→ STATED PROBLEM
Retype the whole listing, please, keeping every line exact and dropping the pictures.
===== SUPPLIED ENTRIES =====
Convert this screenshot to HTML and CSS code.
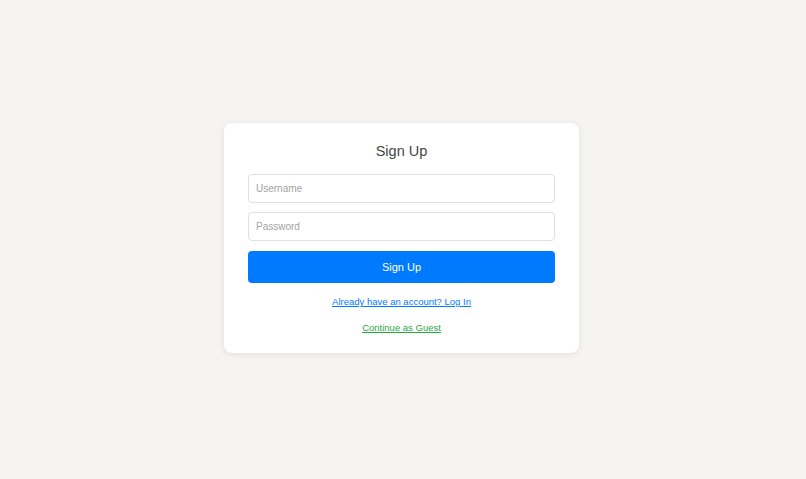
FILE: index.html
```html
<!DOCTYPE html>
<html lang="en">
<head>
<meta charset="utf-8">
<title>Sign Up</title>
<link rel="stylesheet" href="styles.css">
</head>
<body>
<main class="page">
  <form class="card">
    <h1 class="title">Sign Up</h1>
    <input class="field field-user" type="text" placeholder="Username">
    <input class="field field-pass" type="password" placeholder="Password">
    <button class="submit" type="button">Sign Up</button>
    <a class="link link-login" href="#">Already have an account? Log In</a>
    <a class="link link-guest" href="#">Continue as Guest</a>
  </form>
</main>
</body>
</html>
```
FILE: styles.css
```css
* { box-sizing: border-box; }
html, body { margin: 0; padding: 0; }
body {
  background: #f6f4f1;
  font-family: "Liberation Sans", Arial, sans-serif;
}
.page {
  min-height: 100vh;
  display: flex;
  align-items: center;
  justify-content: center;
  padding: 0 3px 3px 0;
}
.card {
  width: 355px;
  background: #ffffff;
  border-radius: 8px;
  box-shadow: 0 1px 6px rgba(0, 0, 0, 0.09);
  padding: 18px 24px 18px;
  display: flex;
  flex-direction: column;
  align-items: stretch;
}
.title {
  margin: 0 0 13px;
  font-size: 14.5px;
  line-height: 20px;
  font-weight: normal;
  color: #444444;
  text-align: center;
}
.field {
  height: 29px;
  border: 1px solid #e0e0e0;
  border-radius: 4px;
  padding: 0 7px;
  font-family: inherit;
  font-size: 10px;
  color: #333;
  outline: none;
  background: #fff;
}
.field::placeholder { color: #a3a3a3; }
.field-user { margin-bottom: 9px; }
.field-pass { margin-bottom: 10px; }
.submit {
  height: 32px;
  border: none;
  border-radius: 4px;
  background: #007bff;
  color: #ffffff;
  font-family: inherit;
  font-size: 11px;
  margin-bottom: 12px;
  padding: 0;
}
.link {
  display: block;
  text-align: center;
  font-size: 9.5px;
  line-height: 14px;
  text-decoration: underline;
}
.link-login { color: #007bff; margin: 0 auto 12px; }
.link-guest { color: #28a745; margin: 0 auto; }
```
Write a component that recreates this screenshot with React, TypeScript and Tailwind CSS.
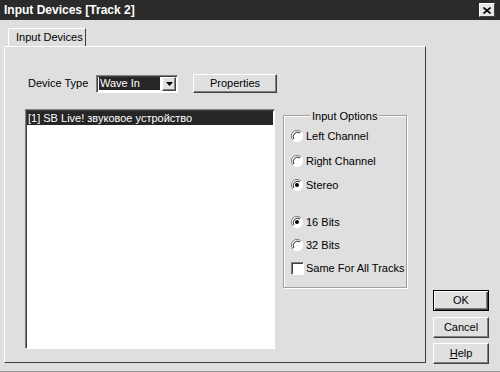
import React from "react";

const raised =
  "border border-t-white border-l-white border-r-[#404040] border-b-[#404040] shadow-[inset_-1px_-1px_0_#808080]";
const sunken =
  "border border-t-[#808080] border-l-[#808080] border-r-white border-b-white shadow-[inset_1px_1px_0_#404040]";

function Radio({ checked }: { checked?: boolean }) {
  return (
    <svg width="12" height="12" viewBox="0 0 12 12" className="shrink-0">
      <circle cx="6" cy="6" r="5.5" fill="#ffffff" />
      <path d="M10 2 A5.5 5.5 0 0 0 2 10" fill="none" stroke="#808080" strokeWidth="1" />
      <path d="M9 3 A4.3 4.3 0 0 0 3 9" fill="none" stroke="#303030" strokeWidth="1" />
      <path d="M2 10 A5.5 5.5 0 0 0 10 2" fill="none" stroke="#ffffff" strokeWidth="1" />
      {checked && <circle cx="6" cy="6" r="2" fill="#000000" />}
    </svg>
  );
}

function Option({ label, checked, className }: { label: string; checked?: boolean; className: string }) {
  return (
    <div className={`h-[14px] flex items-center gap-[3px] ${className}`}>
      <Radio checked={checked} />
      <span>{label}</span>
    </div>
  );
}

function Button({ children, isDefault, className = "" }: { children: React.ReactNode; isDefault?: boolean; className?: string }) {
  const style = isDefault
    ? "border border-black shadow-[inset_1px_1px_0_white,inset_-1px_-1px_0_#404040,inset_-2px_-2px_0_#808080]"
    : raised;
  return (
    <div className={`flex items-center justify-center bg-[#e0e0e0] ${style} ${className}`}>
      {children}
    </div>
  );
}

export default function App() {
  return (
    <div className="w-[500px] h-[372px] bg-[#dfdfdf] flex flex-col text-[11px] text-black border-b border-[#9a9a9a] font-['Liberation_Sans',Arial,sans-serif]">
      <div className="h-[20px] bg-[#2b2b2b] flex items-center justify-between pl-[4px] pr-[5px] shrink-0">
        <span className="text-white font-bold text-[12px]">Input Devices [Track 2]</span>
        <div className="w-[16px] h-[14px] bg-[#e6e6e6] flex items-center justify-center border border-t-white border-l-white border-r-[#404040] border-b-[#404040]">
          <svg width="8" height="7" viewBox="0 0 8 7">
            <path d="M0.5 0.5 L7.5 6.5 M7.5 0.5 L0.5 6.5" stroke="#000" strokeWidth="1.6" />
          </svg>
        </div>
      </div>

      <div className="flex flex-1 pl-[4px]">
        <div className="flex flex-col pt-[8px]">
          <div className="flex pl-[4px]">
            <div className="h-[18px] w-[78px] border-t border-l border-t-white border-l-white border-r border-r-[#404040] pl-[7px] flex items-center">
              Input Devices
            </div>
          </div>
          <div className="w-[422px] h-[317px] border border-t-white border-l-white border-r-[#404040] border-b-[#404040] pl-[20px] pt-[27px]">
            <div className="flex items-center">
              <span className="w-[71px] pl-[3px]">Device Type</span>
              <div className={`w-[82px] h-[18px] bg-white flex items-center pl-[2px] pr-[1px] ${sunken}`}>
                <div className="flex-1 h-[13px] bg-[#262626] text-white flex items-center pl-[1px] leading-none">Wave In</div>
                <div className={`w-[14px] h-[14px] ml-[2px] bg-[#e0e0e0] flex items-center justify-center ${raised}`}>
                  <svg width="7" height="4" viewBox="0 0 7 4">
                    <path d="M0 0 H7 L3.5 4 Z" fill="#000" />
                  </svg>
                </div>
              </div>
              <Button className="ml-[15px] w-[84px] h-[19px]">Properties</Button>
            </div>

            <div className="flex mt-[16px]">
              <div className={`w-[250px] h-[240px] bg-white pt-[1px] pl-[1px] ${sunken}`}>
                <div className="h-[14px] bg-[#262626] text-white flex items-center pl-[1px] mr-[1px]">
                  [1] SB Live! звуковое устройство
                </div>
              </div>

              <div className="relative ml-[8px] mt-[6px] w-[124px] h-[173px] border border-[#a0a0a0] shadow-[inset_1px_1px_0_white,1px_1px_0_white] pl-[7px] pt-[13px]">
                <span className="absolute left-[26px] -top-[8px] bg-[#dfdfdf] px-[2px]">Input Options</span>
                <Option label="Left Channel" className="" />
                <Option label="Right Channel" className="mt-[11px]" />
                <Option label="Stereo" checked className="mt-[10px]" />
                <Option label="16 Bits" checked className="mt-[23px]" />
                <Option label="32 Bits" className="mt-[9px]" />
                <div className="h-[14px] flex items-center gap-[2px] mt-[9px]">
                  <div className={`w-[13px] h-[13px] bg-white shrink-0 ${sunken}`} />
                  <span>Same For All Tracks</span>
                </div>
              </div>
            </div>
          </div>
        </div>

        <div className="flex flex-col justify-end pb-[7px] ml-[7px]">
          <Button isDefault className="w-[56px] h-[21px]">OK</Button>
          <Button className="w-[56px] h-[21px] mt-[6px]">Cancel</Button>
          <Button className="w-[56px] h-[21px] mt-[5px]">
            <span>
              <span className="underline">H</span>elp
            </span>
          </Button>
        </div>
      </div>
    </div>
  );
}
=====
→ FULL RESPONSE
Convert this screenshot to HTML and CSS code.
FILE: index.html
```html
<!DOCTYPE html>
<html lang="en">
<head>
<meta charset="utf-8">
<title>Sign Up</title>
<link rel="stylesheet" href="styles.css">
</head>
<body>
<main class="page">
  <form class="card">
    <h1 class="title">Sign Up</h1>
    <input class="field field-user" type="text" placeholder="Username">
    <input class="field field-pass" type="password" placeholder="Password">
    <button class="submit" type="button">Sign Up</button>
    <a class="link link-login" href="#">Already have an account? Log In</a>
    <a class="link link-guest" href="#">Continue as Guest</a>
  </form>
</main>
</body>
</html>
```
FILE: styles.css
```css
* { box-sizing: border-box; }
html, body { margin: 0; padding: 0; }
body {
  background: #f6f4f1;
  font-family: "Liberation Sans", Arial, sans-serif;
}
.page {
  min-height: 100vh;
  display: flex;
  align-items: center;
  justify-content: center;
  padding: 0 3px 3px 0;
}
.card {
  width: 355px;
  background: #ffffff;
  border-radius: 8px;
  box-shadow: 0 1px 6px rgba(0, 0, 0, 0.09);
  padding: 18px 24px 18px;
  display: flex;
  flex-direction: column;
  align-items: stretch;
}
.title {
  margin: 0 0 13px;
  font-size: 14.5px;
  line-height: 20px;
  font-weight: normal;
  color: #444444;
  text-align: center;
}
.field {
  height: 29px;
  border: 1px solid #e0e0e0;
  border-radius: 4px;
  padding: 0 7px;
  font-family: inherit;
  font-size: 10px;
  color: #333;
  outline: none;
  background: #fff;
}
.field::placeholder { color: #a3a3a3; }
.field-user { margin-bottom: 9px; }
.field-pass { margin-bottom: 10px; }
.submit {
  height: 32px;
  border: none;
  border-radius: 4px;
  background: #007bff;
  color: #ffffff;
  font-family: inherit;
  font-size: 11px;
  margin-bottom: 12px;
  padding: 0;
}
.link {
  display: block;
  text-align: center;
  font-size: 9.5px;
  line-height: 14px;
  text-decoration: underline;
}
.link-login { color: #007bff; margin: 0 auto 12px; }
.link-guest { color: #28a745; margin: 0 auto; }
```
Write a component that recreates this screenshot with React, TypeScript and Tailwind CSS.
import React from "react";

const raised =
  "border border-t-white border-l-white border-r-[#404040] border-b-[#404040] shadow-[inset_-1px_-1px_0_#808080]";
const sunken =
  "border border-t-[#808080] border-l-[#808080] border-r-white border-b-white shadow-[inset_1px_1px_0_#404040]";

function Radio({ checked }: { checked?: boolean }) {
  return (
    <svg width="12" height="12" viewBox="0 0 12 12" className="shrink-0">
      <circle cx="6" cy="6" r="5.5" fill="#ffffff" />
      <path d="M10 2 A5.5 5.5 0 0 0 2 10" fill="none" stroke="#808080" strokeWidth="1" />
      <path d="M9 3 A4.3 4.3 0 0 0 3 9" fill="none" stroke="#303030" strokeWidth="1" />
      <path d="M2 10 A5.5 5.5 0 0 0 10 2" fill="none" stroke="#ffffff" strokeWidth="1" />
      {checked && <circle cx="6" cy="6" r="2" fill="#000000" />}
    </svg>
  );
}

function Option({ label, checked, className }: { label: string; checked?: boolean; className: string }) {
  return (
    <div className={`h-[14px] flex items-center gap-[3px] ${className}`}>
      <Radio checked={checked} />
      <span>{label}</span>
    </div>
  );
}

function Button({ children, isDefault, className = "" }: { children: React.ReactNode; isDefault?: boolean; className?: string }) {
  const style = isDefault
    ? "border border-black shadow-[inset_1px_1px_0_white,inset_-1px_-1px_0_#404040,inset_-2px_-2px_0_#808080]"
    : raised;
  return (
    <div className={`flex items-center justify-center bg-[#e0e0e0] ${style} ${className}`}>
      {children}
    </div>
  );
}

export default function App() {
  return (
    <div className="w-[500px] h-[372px] bg-[#dfdfdf] flex flex-col text-[11px] text-black border-b border-[#9a9a9a] font-['Liberation_Sans',Arial,sans-serif]">
      <div className="h-[20px] bg-[#2b2b2b] flex items-center justify-between pl-[4px] pr-[5px] shrink-0">
        <span className="text-white font-bold text-[12px]">Input Devices [Track 2]</span>
        <div className="w-[16px] h-[14px] bg-[#e6e6e6] flex items-center justify-center border border-t-white border-l-white border-r-[#404040] border-b-[#404040]">
          <svg width="8" height="7" viewBox="0 0 8 7">
            <path d="M0.5 0.5 L7.5 6.5 M7.5 0.5 L0.5 6.5" stroke="#000" strokeWidth="1.6" />
          </svg>
        </div>
      </div>

      <div className="flex flex-1 pl-[4px]">
        <div className="flex flex-col pt-[8px]">
          <div className="flex pl-[4px]">
            <div className="h-[18px] w-[78px] border-t border-l border-t-white border-l-white border-r border-r-[#404040] pl-[7px] flex items-center">
              Input Devices
            </div>
          </div>
          <div className="w-[422px] h-[317px] border border-t-white border-l-white border-r-[#404040] border-b-[#404040] pl-[20px] pt-[27px]">
            <div className="flex items-center">
              <span className="w-[71px] pl-[3px]">Device Type</span>
              <div className={`w-[82px] h-[18px] bg-white flex items-center pl-[2px] pr-[1px] ${sunken}`}>
                <div className="flex-1 h-[13px] bg-[#262626] text-white flex items-center pl-[1px] leading-none">Wave In</div>
                <div className={`w-[14px] h-[14px] ml-[2px] bg-[#e0e0e0] flex items-center justify-center ${raised}`}>
                  <svg width="7" height="4" viewBox="0 0 7 4">
                    <path d="M0 0 H7 L3.5 4 Z" fill="#000" />
                  </svg>
                </div>
              </div>
              <Button className="ml-[15px] w-[84px] h-[19px]">Properties</Button>
            </div>

            <div className="flex mt-[16px]">
              <div className={`w-[250px] h-[240px] bg-white pt-[1px] pl-[1px] ${sunken}`}>
                <div className="h-[14px] bg-[#262626] text-white flex items-center pl-[1px] mr-[1px]">
                  [1] SB Live! звуковое устройство
                </div>
              </div>

              <div className="relative ml-[8px] mt-[6px] w-[124px] h-[173px] border border-[#a0a0a0] shadow-[inset_1px_1px_0_white,1px_1px_0_white] pl-[7px] pt-[13px]">
                <span className="absolute left-[26px] -top-[8px] bg-[#dfdfdf] px-[2px]">Input Options</span>
                <Option label="Left Channel" className="" />
                <Option label="Right Channel" className="mt-[11px]" />
                <Option label="Stereo" checked className="mt-[10px]" />
                <Option label="16 Bits" checked className="mt-[23px]" />
                <Option label="32 Bits" className="mt-[9px]" />
                <div className="h-[14px] flex items-center gap-[2px] mt-[9px]">
                  <div className={`w-[13px] h-[13px] bg-white shrink-0 ${sunken}`} />
                  <span>Same For All Tracks</span>
                </div>
              </div>
            </div>
          </div>
        </div>

        <div className="flex flex-col justify-end pb-[7px] ml-[7px]">
          <Button isDefault className="w-[56px] h-[21px]">OK</Button>
          <Button className="w-[56px] h-[21px] mt-[6px]">Cancel</Button>
          <Button className="w-[56px] h-[21px] mt-[5px]">
            <span>
              <span className="underline">H</span>elp
            </span>
          </Button>
        </div>
      </div>
    </div>
  );
}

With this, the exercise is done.